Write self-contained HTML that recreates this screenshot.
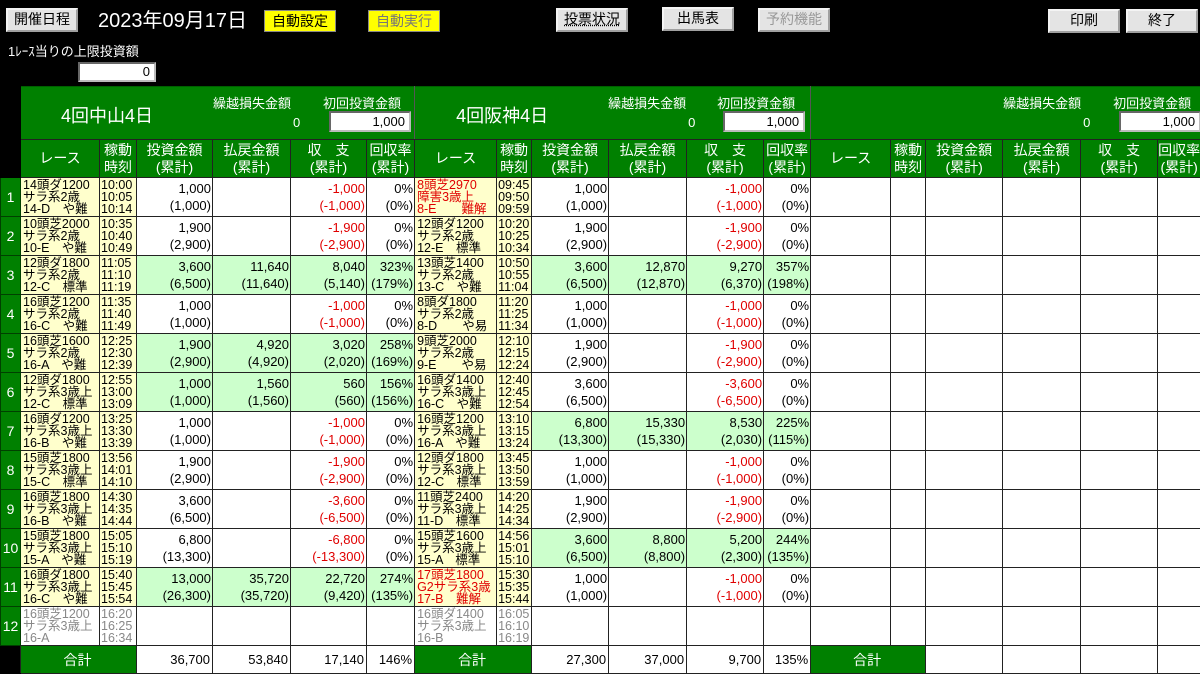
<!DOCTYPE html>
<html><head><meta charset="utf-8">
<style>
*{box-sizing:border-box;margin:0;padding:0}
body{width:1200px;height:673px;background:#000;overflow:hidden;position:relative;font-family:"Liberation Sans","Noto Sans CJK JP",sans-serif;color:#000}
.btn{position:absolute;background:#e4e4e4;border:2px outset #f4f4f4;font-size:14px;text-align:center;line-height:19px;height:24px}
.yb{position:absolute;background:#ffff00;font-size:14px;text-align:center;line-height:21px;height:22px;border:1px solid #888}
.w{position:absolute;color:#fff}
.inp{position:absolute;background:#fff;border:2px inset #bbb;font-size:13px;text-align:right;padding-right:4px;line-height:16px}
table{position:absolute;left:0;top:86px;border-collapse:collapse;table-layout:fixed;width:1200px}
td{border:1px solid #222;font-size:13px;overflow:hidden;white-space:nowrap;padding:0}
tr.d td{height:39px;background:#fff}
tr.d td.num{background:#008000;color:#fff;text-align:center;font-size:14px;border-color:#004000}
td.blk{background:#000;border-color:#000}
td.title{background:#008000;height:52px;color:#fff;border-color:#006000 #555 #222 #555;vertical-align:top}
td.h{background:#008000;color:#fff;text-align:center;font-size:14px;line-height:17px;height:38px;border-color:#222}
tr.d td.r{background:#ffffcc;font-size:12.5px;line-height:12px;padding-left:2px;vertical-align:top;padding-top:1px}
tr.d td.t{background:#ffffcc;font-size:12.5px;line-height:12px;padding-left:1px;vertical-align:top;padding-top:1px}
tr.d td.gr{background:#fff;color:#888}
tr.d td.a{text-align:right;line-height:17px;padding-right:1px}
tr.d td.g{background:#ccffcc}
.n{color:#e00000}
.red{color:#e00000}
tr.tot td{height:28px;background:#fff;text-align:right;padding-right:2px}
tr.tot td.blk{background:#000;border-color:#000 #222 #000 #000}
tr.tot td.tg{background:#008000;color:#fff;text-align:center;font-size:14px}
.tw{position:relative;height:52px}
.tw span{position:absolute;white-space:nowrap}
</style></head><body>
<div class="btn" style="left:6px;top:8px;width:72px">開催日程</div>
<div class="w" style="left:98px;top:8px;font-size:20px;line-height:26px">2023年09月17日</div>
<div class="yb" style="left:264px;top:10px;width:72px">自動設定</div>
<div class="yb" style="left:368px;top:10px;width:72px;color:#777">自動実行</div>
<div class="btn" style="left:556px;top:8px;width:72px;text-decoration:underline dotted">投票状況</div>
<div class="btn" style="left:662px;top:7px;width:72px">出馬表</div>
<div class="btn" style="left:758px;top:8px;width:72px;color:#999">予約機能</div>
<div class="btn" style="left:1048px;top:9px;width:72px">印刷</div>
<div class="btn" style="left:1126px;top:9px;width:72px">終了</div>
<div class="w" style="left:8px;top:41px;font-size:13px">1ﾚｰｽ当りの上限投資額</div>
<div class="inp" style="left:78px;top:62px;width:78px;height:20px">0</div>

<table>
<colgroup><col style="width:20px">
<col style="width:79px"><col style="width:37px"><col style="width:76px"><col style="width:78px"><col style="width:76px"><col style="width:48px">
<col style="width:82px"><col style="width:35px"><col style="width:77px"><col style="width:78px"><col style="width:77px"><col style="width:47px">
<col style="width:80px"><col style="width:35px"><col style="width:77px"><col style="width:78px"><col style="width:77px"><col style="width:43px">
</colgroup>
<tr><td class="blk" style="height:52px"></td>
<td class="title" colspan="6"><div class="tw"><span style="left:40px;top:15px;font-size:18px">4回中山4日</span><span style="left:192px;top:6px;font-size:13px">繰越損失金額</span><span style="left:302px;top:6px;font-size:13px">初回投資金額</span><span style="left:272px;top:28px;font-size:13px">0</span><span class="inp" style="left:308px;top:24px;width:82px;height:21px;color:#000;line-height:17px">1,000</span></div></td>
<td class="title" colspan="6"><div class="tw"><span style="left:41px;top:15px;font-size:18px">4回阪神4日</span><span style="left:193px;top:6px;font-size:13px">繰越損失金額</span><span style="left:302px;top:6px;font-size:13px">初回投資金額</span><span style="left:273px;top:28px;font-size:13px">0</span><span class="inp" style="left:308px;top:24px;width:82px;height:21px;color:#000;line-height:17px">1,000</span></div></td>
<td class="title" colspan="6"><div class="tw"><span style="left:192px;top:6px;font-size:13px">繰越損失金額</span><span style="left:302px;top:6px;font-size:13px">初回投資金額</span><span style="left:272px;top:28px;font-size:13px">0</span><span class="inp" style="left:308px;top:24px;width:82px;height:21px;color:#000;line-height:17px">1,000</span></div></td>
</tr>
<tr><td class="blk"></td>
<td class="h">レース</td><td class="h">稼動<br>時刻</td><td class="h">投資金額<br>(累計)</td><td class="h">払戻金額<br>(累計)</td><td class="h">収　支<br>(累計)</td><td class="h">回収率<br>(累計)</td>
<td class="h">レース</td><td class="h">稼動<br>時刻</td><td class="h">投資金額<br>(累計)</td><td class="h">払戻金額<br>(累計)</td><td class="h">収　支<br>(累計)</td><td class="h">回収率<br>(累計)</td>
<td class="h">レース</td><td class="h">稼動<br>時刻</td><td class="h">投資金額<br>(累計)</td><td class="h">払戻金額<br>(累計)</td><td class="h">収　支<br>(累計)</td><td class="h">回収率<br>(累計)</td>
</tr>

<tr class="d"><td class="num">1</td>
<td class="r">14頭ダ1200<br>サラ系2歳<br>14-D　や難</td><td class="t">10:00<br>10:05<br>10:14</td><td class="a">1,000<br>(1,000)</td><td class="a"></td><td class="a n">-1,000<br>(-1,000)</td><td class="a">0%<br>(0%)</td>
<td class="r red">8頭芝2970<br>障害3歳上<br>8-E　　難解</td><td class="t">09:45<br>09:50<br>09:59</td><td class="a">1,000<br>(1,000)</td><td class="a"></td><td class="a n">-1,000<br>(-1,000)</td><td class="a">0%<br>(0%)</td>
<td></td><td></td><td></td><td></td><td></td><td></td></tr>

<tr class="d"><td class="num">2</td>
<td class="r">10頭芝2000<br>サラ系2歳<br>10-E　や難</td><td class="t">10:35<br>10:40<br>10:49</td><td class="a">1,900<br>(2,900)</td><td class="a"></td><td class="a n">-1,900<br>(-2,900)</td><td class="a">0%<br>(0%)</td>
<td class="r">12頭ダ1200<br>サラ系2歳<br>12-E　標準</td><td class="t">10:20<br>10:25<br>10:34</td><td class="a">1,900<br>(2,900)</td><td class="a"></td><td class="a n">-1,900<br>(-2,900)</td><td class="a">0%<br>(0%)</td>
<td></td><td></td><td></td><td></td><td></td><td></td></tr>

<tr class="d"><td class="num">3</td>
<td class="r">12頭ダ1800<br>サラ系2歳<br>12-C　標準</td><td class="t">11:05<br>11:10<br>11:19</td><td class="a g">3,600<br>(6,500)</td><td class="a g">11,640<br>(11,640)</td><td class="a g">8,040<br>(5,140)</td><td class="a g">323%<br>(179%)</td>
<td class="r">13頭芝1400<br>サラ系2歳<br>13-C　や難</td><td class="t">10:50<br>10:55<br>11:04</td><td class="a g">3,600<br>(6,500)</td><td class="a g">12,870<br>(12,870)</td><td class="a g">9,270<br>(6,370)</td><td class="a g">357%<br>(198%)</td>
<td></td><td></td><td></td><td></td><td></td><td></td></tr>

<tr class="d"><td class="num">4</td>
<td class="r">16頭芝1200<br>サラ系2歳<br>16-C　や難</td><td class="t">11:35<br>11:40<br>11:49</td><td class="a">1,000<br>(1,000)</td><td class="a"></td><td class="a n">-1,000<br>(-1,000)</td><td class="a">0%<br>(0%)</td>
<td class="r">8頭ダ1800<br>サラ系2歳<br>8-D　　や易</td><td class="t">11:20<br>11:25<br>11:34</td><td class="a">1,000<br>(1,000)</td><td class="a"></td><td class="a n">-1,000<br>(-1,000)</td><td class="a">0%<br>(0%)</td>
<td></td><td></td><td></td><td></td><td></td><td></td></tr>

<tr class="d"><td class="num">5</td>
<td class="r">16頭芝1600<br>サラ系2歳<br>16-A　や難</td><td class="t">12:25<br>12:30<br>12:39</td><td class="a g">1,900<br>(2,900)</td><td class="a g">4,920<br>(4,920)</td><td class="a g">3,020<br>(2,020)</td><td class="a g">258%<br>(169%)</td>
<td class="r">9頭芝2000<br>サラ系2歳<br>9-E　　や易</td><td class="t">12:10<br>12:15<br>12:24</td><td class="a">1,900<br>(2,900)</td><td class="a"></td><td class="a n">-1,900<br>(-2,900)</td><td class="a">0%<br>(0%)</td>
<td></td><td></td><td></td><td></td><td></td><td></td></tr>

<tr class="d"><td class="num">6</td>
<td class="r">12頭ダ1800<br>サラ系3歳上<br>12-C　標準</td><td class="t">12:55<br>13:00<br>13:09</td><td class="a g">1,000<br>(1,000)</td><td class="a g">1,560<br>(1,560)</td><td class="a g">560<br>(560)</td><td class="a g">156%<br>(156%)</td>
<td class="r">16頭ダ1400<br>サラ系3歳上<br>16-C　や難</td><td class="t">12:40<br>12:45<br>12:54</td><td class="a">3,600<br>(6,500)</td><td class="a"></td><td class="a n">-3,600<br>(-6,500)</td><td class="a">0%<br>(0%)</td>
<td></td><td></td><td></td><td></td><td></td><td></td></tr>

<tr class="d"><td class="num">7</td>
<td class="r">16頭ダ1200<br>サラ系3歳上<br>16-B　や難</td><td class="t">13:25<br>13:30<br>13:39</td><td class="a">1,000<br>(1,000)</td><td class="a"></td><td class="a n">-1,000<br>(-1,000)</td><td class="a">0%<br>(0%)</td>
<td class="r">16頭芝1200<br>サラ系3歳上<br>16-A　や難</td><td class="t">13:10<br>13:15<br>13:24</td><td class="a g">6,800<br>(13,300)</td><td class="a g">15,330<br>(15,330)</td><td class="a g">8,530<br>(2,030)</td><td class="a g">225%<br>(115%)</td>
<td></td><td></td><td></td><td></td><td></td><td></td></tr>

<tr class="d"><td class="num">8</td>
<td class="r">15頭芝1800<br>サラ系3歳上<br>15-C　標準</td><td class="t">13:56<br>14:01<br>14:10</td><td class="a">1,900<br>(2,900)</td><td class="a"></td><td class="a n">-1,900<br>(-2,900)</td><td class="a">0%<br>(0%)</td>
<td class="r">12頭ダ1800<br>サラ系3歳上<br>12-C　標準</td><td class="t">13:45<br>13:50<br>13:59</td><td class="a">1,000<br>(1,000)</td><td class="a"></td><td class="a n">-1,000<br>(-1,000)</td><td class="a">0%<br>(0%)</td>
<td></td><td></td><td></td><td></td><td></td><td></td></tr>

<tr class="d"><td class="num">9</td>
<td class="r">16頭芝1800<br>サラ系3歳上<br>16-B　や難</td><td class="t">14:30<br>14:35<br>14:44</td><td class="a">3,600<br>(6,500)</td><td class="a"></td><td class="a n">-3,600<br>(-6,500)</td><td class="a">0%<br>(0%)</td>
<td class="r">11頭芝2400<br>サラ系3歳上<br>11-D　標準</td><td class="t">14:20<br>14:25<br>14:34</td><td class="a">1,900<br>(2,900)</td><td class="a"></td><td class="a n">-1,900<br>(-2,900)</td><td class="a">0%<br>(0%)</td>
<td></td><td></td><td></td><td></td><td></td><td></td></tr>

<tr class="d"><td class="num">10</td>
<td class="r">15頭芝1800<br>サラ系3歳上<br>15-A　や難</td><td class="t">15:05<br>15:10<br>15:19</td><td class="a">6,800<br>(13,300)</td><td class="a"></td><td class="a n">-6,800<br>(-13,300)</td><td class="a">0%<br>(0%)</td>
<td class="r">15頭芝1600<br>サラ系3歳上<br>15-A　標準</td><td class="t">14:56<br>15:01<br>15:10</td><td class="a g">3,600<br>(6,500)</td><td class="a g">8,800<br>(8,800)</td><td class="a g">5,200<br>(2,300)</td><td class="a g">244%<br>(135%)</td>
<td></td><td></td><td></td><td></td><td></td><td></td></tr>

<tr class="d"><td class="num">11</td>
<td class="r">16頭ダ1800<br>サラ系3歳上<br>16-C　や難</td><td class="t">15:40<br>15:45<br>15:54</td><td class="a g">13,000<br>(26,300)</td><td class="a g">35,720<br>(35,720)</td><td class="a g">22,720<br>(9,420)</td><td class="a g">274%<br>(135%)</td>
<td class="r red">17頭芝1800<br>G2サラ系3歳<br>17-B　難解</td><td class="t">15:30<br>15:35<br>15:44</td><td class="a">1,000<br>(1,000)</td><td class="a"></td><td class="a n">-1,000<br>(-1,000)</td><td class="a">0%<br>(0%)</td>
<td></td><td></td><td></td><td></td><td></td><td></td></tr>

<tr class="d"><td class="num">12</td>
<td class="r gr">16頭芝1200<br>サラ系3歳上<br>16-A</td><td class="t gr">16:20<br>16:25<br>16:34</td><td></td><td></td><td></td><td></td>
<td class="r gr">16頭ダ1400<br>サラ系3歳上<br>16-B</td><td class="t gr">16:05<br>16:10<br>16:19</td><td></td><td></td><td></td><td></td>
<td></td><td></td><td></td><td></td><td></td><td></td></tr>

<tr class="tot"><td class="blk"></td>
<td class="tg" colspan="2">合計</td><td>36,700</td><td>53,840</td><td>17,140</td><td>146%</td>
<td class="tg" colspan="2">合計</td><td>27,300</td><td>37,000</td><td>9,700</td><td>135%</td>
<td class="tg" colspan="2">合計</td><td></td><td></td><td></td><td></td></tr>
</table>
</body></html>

********************

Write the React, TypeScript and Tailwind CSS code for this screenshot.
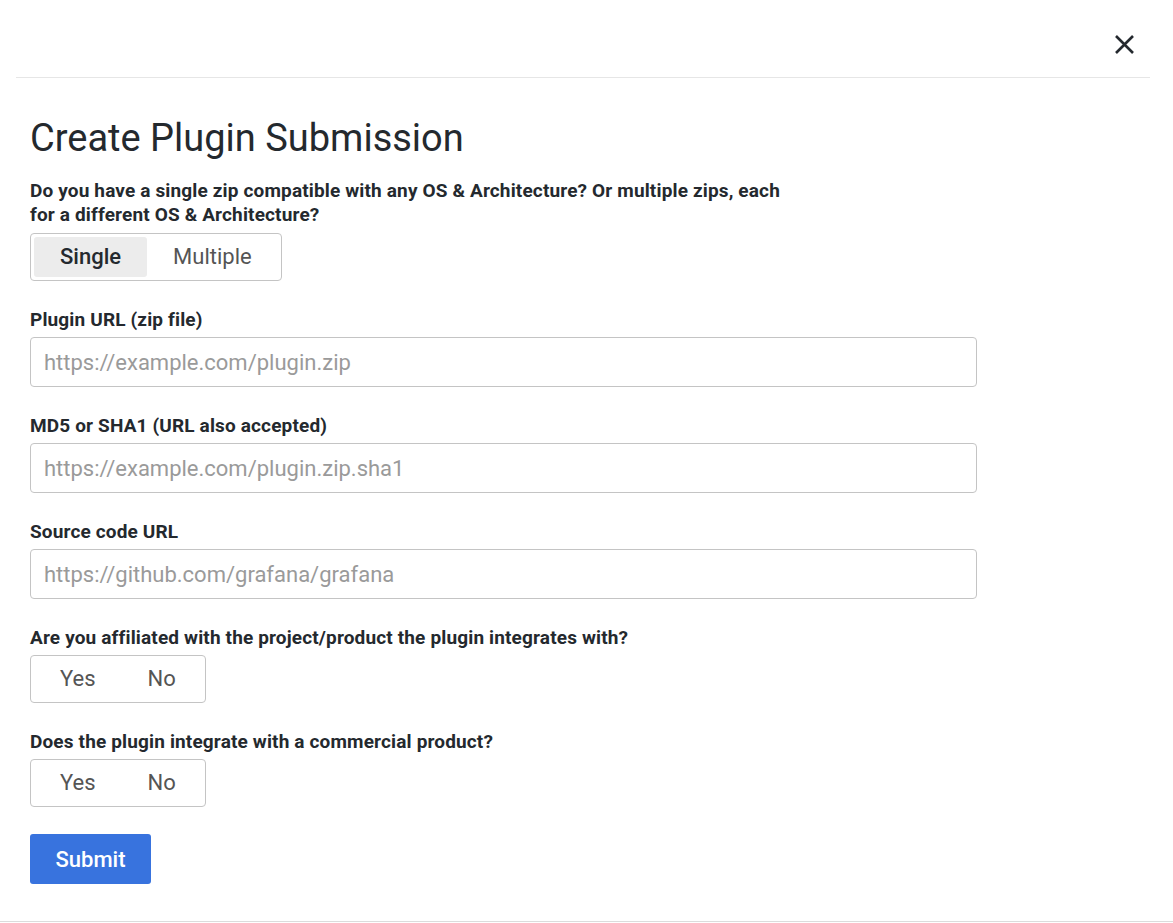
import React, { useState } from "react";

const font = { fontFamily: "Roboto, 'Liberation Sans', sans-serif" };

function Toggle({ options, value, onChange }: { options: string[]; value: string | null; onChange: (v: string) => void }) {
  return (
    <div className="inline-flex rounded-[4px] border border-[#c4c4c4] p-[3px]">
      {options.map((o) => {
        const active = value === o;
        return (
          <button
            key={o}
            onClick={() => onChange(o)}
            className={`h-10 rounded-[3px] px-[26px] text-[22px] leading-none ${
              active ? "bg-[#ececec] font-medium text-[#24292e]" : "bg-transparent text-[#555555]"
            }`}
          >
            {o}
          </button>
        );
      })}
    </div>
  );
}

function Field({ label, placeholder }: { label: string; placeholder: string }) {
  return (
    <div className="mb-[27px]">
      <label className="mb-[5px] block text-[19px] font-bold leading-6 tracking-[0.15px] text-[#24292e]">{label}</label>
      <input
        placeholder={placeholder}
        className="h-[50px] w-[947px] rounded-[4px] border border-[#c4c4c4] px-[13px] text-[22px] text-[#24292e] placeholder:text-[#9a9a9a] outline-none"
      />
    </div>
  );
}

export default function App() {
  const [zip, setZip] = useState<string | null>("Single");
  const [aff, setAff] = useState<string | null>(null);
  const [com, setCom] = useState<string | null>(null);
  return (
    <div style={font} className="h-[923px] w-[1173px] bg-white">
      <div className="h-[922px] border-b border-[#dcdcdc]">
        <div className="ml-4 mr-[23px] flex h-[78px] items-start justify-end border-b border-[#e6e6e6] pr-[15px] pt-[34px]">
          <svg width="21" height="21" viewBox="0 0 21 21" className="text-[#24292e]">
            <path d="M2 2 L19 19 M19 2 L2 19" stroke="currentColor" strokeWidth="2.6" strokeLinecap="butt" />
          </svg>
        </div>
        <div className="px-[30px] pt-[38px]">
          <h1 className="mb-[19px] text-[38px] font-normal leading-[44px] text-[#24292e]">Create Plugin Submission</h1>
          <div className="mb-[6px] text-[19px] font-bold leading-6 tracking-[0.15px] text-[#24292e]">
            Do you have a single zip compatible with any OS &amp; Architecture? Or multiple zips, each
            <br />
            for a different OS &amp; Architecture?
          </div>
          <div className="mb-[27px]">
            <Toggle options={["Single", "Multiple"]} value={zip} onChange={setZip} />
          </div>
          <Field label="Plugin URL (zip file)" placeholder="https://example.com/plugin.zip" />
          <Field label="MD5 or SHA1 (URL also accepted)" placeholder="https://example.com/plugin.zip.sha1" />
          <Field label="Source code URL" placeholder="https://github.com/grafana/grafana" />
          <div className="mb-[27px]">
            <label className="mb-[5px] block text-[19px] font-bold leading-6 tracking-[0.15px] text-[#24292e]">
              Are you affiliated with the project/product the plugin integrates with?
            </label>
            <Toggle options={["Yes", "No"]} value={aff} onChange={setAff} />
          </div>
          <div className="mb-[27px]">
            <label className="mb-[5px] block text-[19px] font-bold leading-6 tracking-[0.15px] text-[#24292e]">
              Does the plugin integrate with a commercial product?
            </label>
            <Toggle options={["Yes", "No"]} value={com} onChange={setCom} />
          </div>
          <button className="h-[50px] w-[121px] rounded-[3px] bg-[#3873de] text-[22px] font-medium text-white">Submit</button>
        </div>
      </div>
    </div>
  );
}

********************

Give the number of lines in the records that contain the string "Write", with no other output.

[TASK ANSWER]:
2